In dieser Lage steht die offizielle Schweiz aussen vor. Sie trägt nichts zur Stärkung, nichts zur Stabilisierung der europäischen Integration bei, sondern findet sich seit dem Abbruch der Verhandlungen über das Rahmenabkommen mit einer Entwicklung ab, die fortwährend Interessenkonflikte verschärft und neu schafft: Zwischen der Schweiz und der Europäischen Union, zwischen der Schweiz und ihren Nachbarländern.
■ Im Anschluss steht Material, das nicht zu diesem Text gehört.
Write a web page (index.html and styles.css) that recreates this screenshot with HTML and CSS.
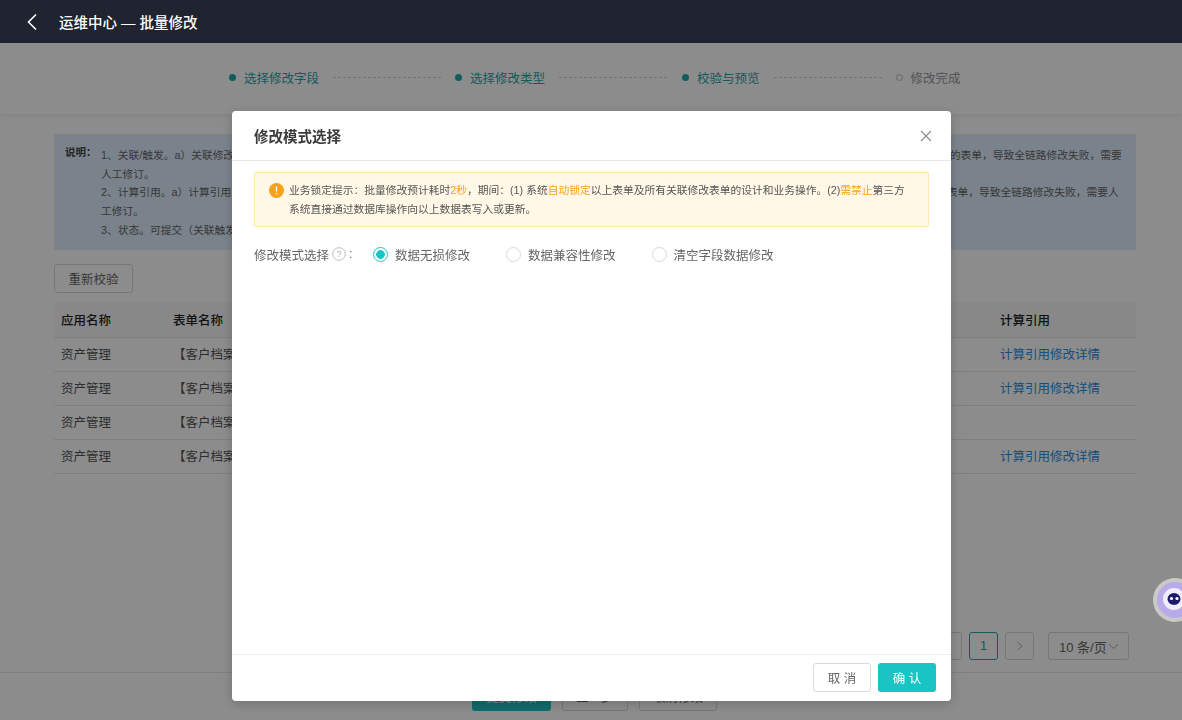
FILE: index.html
```html
<!DOCTYPE html>
<html lang="zh-CN">
<head>
  <meta charset="UTF-8"/>
  <meta name="viewport" content="width=device-width, initial-scale=1.0"/>
  <title>运维中心 — 批量修改</title>
  <link rel="stylesheet" href="styles.css">
</head>
<body>
  <div class="page">
    <header class="topbar">
      <svg class="back-icon" width="12" height="18" viewBox="0 0 12 18"><path d="M10 1.5 2.5 9l7.5 7.5" fill="none" stroke="#fff" stroke-width="1.6"/></svg>
      <span class="topbar-title">运维中心 — 批量修改</span>
    </header>

    <div class="steps">
      <span class="step"><i class="dot"></i>选择修改字段</span>
      <span class="step-line"></span>
      <span class="step"><i class="dot"></i>选择修改类型</span>
      <span class="step-line step-line-wide"></span>
      <span class="step"><i class="dot"></i>校验与预览</span>
      <span class="step-line"></span>
      <span class="step step-todo"><i class="dot"></i>修改完成</span>
    </div>

    <main class="main">
      <div class="notes">
        <div class="notes-label">说明：</div>
        <div class="notes-text">
          <p>1、关联/触发。a）关联修改字段的类型变更时，可能影响已配置关联或触发规则的下游表单。b）若下游表单未同步调整，关联规则会指向错误字段及引用该字段的后续审批流程中的表单，导致全链路修改失败，需要人工修订。</p>
          <p>2、计算引用。a）计算引用字段的类型变更时，可能影响已配置计算公式的字段取值。b）若公式未同步调整，计算结果将出现错误，并影响引用该字段的所有关联业务流程及下游表单，导致全链路修改失败，需要人工修订。</p>
          <p>3、状态。可提交（关联触发与计算引用均校验通过）。</p>
        </div>
      </div>

      <button class="btn btn-plain recheck">重新校验</button>

      <table class="grid">
        <thead>
          <tr><th class="col-app">应用名称</th><th>表单名称</th><th class="col-calc">计算引用</th></tr>
        </thead>
        <tbody>
          <tr><td>资产管理</td><td>【客户档案】</td><td><a class="link">计算引用修改详情</a></td></tr>
          <tr><td>资产管理</td><td>【客户档案】</td><td><a class="link">计算引用修改详情</a></td></tr>
          <tr><td>资产管理</td><td>【客户档案】</td><td></td></tr>
          <tr><td>资产管理</td><td>【客户档案】</td><td><a class="link">计算引用修改详情</a></td></tr>
        </tbody>
      </table>

      <div class="pager">
        <span class="pager-btn">&lt;</span>
        <span class="pager-btn pager-on">1</span>
        <span class="pager-btn pager-next">
          <svg width="8" height="10" viewBox="0 0 8 10"><path d="M1.5 1 6 5 1.5 9" fill="none" stroke="#b0b0b0" stroke-width="1"/></svg>
        </span>
        <span class="pager-size">10 条/页<svg width="11" height="7" viewBox="0 0 11 7"><path d="M1 1l4.5 4.5L10 1" fill="none" stroke="#aaa" stroke-width="1"/></svg></span>
      </div>
    </main>

    <footer class="page-foot">
      <button class="btn btn-primary foot-submit">提交修改</button>
      <button class="btn btn-plain foot-prev">上一步</button>
      <button class="btn btn-plain foot-cancel">取消修改</button>
    </footer>
  </div>

  <!-- Modal -->
  <div class="overlay">
    <div class="modal">
      <div class="modal-head">
        <span class="modal-title">修改模式选择</span>
        <svg class="modal-close" width="12" height="12" viewBox="0 0 12 12"><path d="M1 1l10 10M11 1 1 11" stroke="#8c8c8c" stroke-width="1.1" fill="none"/></svg>
      </div>
      <div class="modal-body">
        <div class="alert">
          <svg class="alert-icon" width="15" height="15" viewBox="0 0 15 15"><circle cx="7.5" cy="7.5" r="7.5" fill="#f9a11b"/><path d="M7.5 3.5v5" stroke="#fff" stroke-width="1.3"/><circle cx="7.5" cy="10.6" r=".8" fill="#fff"/></svg>
          <p>业务锁定提示：批量修改预计耗时<em>2秒</em>，期间：(1) 系统<em>自动锁定</em>以上表单及所有关联修改表单的设计和业务操作。(2)<em>需禁止</em>第三方系统直接通过数据库操作向以上数据表写入或更新。</p>
        </div>
        <div class="mode-row">
          <span class="mode-label">修改模式选择<svg class="help-icon" width="14" height="14" viewBox="0 0 14 14"><circle cx="7" cy="7" r="6.3" fill="none" stroke="#bdbdbd"/><text x="7" y="10" text-anchor="middle" class="help-mark">?</text></svg>:</span>
          <label class="radio radio-on"><i></i>数据无损修改</label>
          <label class="radio"><i></i>数据兼容性修改</label>
          <label class="radio"><i></i>清空字段数据修改</label>
        </div>
      </div>
      <div class="modal-foot">
        <button class="btn btn-plain modal-btn">取 消</button>
        <button class="btn btn-teal modal-btn">确 认</button>
      </div>
    </div>
  </div>

  <svg class="bot" width="29" height="44" viewBox="0 0 29 44">
    <circle cx="22" cy="22" r="22" fill="#c9c9c5"/>
    <circle cx="22" cy="22" r="18" fill="#b9abe9"/>
    <circle cx="21" cy="21" r="11" fill="#efeefa"/>
    <ellipse cx="21" cy="21" rx="6.5" ry="6" fill="#1d1a6e"/>
    <circle cx="18.5" cy="20.5" r="1.6" fill="#fff"/>
    <circle cx="24" cy="20.5" r="1.6" fill="#fff"/>
  </svg>
</body>
</html>
```

FILE: styles.css
```css
* { box-sizing: border-box; }
body {
  margin: 0; background-color: #fff; color: #555;
  font-family: "Liberation Sans", "Noto Sans CJK SC", sans-serif;
  font-size: 12.5px; overflow: hidden;
}
p { margin: 0; }
.page {
  display: flex; flex-direction: column; height: 720px;
}
/* Top bar sits above the modal backdrop */
.topbar {
  height: 43px; background-color: #1f2430; color: #fff;
  display: flex; align-items: center; padding-left: 26px; flex: none;
  position: relative; z-index: 15;
}
.topbar-title { margin-left: 21px; font-size: 14.5px; font-weight: 500; }
.back-icon { display: block; }
/* Steps */
.steps {
  height: 71px; flex: none; display: flex; align-items: center;
  padding: 0 0 2px 229px; background-color: #fff;
  box-shadow: 0 2px 6px rgba(0,0,0,0.08);
}
.step {
  display: flex; align-items: center; gap: 8px;
  color: #26a5a5; white-space: nowrap;
}
.step-todo { color: #999; }
.dot {
  width: 7px; height: 7px; border-radius: 50%; background-color: #1fa8a8;
}
.step-todo .dot {
  background: none; border: 1px solid #bbb;
}
.step-line {
  width: 108px; margin: 0 14px; border-top: 1px dashed #d2d2d2;
}
.step-line-wide { margin-right: 15px; }
/* Main */
.main {
  flex: 1; display: flex; flex-direction: column; align-items: flex-start;
  padding: 20px 46px 12px 54px; min-height: 0;
}
.notes {
  width: 100%; height: 116px; background-color: #dfeeff;
  padding: 12px 12px 0 11px; display: flex; font-size: 10.75px; color: #666;
}
.notes-label {
  width: 36px; flex: none; font-weight: bold; font-size: 10.5px;
  color: #444; margin-top: -3px; line-height: 18.7px;
}
.notes-text { line-height: 18.7px; }
.btn {
  font-family: inherit; font-size: 12.5px; border-radius: 3px;
  height: 28px; cursor: pointer;
}
.btn-plain { background-color: #fff; border: 1px solid #d9d9d9; color: #666; }
.btn-primary { background-color: #20c4c4; border: none; color: #fff; }
.btn-teal { background-color: #19c4c4; border: none; color: #fff; }
.recheck { width: 79px; height: 29px; margin-top: 14px; flex: none; }
/* Table */
.grid {
  width: 100%; margin-top: 10px; border-collapse: collapse; table-layout: fixed;
}
.grid th, .grid td {
  height: 34px; padding: 0 7px 2px; text-align: left;
  border-bottom: 1px solid #e8e8e8; white-space: nowrap; overflow: hidden;
}
.grid th { background-color: #f7f7f7; color: #222; font-weight: 500; padding-bottom: 0; }
.col-app { width: 112px; }
.col-calc { width: 143px; }
.link { color: #2b8fe0; }
/* Pager */
.pager {
  margin-top: auto; align-self: flex-end; display: flex; align-items: center;
  margin-right: 7px;
}
.pager-btn {
  width: 29px; height: 28px; border: 1px solid #d9d9d9; border-radius: 3px;
  display: flex; align-items: center; justify-content: center;
  margin-right: 7px; color: #bbb;
}
.pager-on { border-color: #26a5a5; color: #26a5a5; }
.pager-next { margin-right: 14px; }
.pager-size {
  width: 81px; height: 28px; border: 1px solid #d9d9d9; border-radius: 3px;
  display: flex; align-items: center; gap: 1px;
  padding: 0 0 0 10px; color: #666; font-size: 13px; white-space: nowrap;
}
/* Page footer */
.page-foot {
  height: 48px; flex: none; border-top: 1px solid #e8e8e8;
  display: flex; align-items: center; padding-left: 472px; gap: 11px;
}
.foot-submit { width: 79px; }
.foot-prev { width: 66px; }
.foot-cancel { width: 78px; }
/* Modal */
.overlay {
  position: fixed; top: 0; left: 0; width: 100%; height: 100%;
  background-color: rgba(0,0,0,0.45); z-index: 10;
  display: flex; justify-content: center; align-items: flex-start;
  padding: 111px 0 0 1px;
}
.modal {
  width: 719px; height: 590px; background-color: #fff; border-radius: 4px;
  display: flex; flex-direction: column;
  box-shadow: 0 3px 12px rgba(0,0,0,0.2);
}
.modal-head {
  height: 50px; flex: none; border-bottom: 1px solid #e8e8e8;
  display: flex; align-items: center; justify-content: space-between;
  padding: 0 19px 0 22px;
}
.modal-title { font-size: 14.5px; color: #3a3a3a; font-weight: 600; }
.modal-body { flex: 1; padding: 11px 22px; }
.alert {
  height: 55px; background-color: #fff8e6; border: 1px solid #ffe7ae;
  border-radius: 2px; padding: 8px 14px 0 14px; display: flex; gap: 5px;
  font-size: 10.76px; line-height: 19px; color: #555;
}
.alert-icon { flex: none; margin-top: 2px; }
.alert em { font-style: normal; color: #f9a11b; }
.mode-row {
  display: flex; align-items: center; margin-top: 17px; height: 20px;
  white-space: nowrap;
}
.mode-label { display: flex; align-items: center; width: 119px; color: #666; gap: 3px; }
.help-mark { font-size: 9px; fill: #b0b0b0; font-family: "Liberation Sans", sans-serif; }
.radio {
  display: flex; align-items: center; gap: 7px; margin-right: 36px; color: #666;
}
.radio i {
  width: 15px; height: 15px; border-radius: 50%; border: 1px solid #d9d9d9;
  background-color: #fff; display: block;
}
.radio-on i {
  border-color: #19c4c4;
  background: radial-gradient(circle, #19c4c4 0, #19c4c4 4px, #fff 4.6px);
}
.modal-foot {
  height: 47px; flex: none; border-top: 1px solid #eee;
  display: flex; justify-content: flex-end; gap: 7px; padding: 8px 15px 0 0;
}
.modal-btn { width: 58px; height: 29px; }
/* Floating bot */
.bot {
  position: fixed; top: 578px; right: 0; z-index: 20; display: block;
}
```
Die schweizerischen Hard-Core-Souveränisten werden den Niedergang der Europäischen Union, den Wiederaufstieg entfesselter Nationalstaaten sogar begrüssen, und werden geltend machen, die EU schon immer für ein Fehlkonstrukt gehalten zu haben.
Es ist Zeit, darüber nachzudenken, wie es sich auf die aussenpolitischen und aussenwirtschaftlichen Interessen der Schweiz auswirken würde, wenn die EU zerfiele. Wie war es um die Interessen, um die Sicherheit der Schweiz bestellt von den Revolutions- und Napoleonischen Kriegen über den Deutsch-Französischen Krieg zum Ersten Weltkrieg, zur Zwischenkriegszeit und zum Zweiten Weltkrieg? Dank Geschick und Glück überstand die Schweiz den Zweiten Weltkrieg unbesetzt und unversehrt. Weite Teile des schweizerischen politischen Spektrums haben dies nie als Auftrag erachtet, an Nachkriegs-Europa mitzubauen.
Zeitenwende: Der Moment, diese Haltung zu ändern, ist gekommen.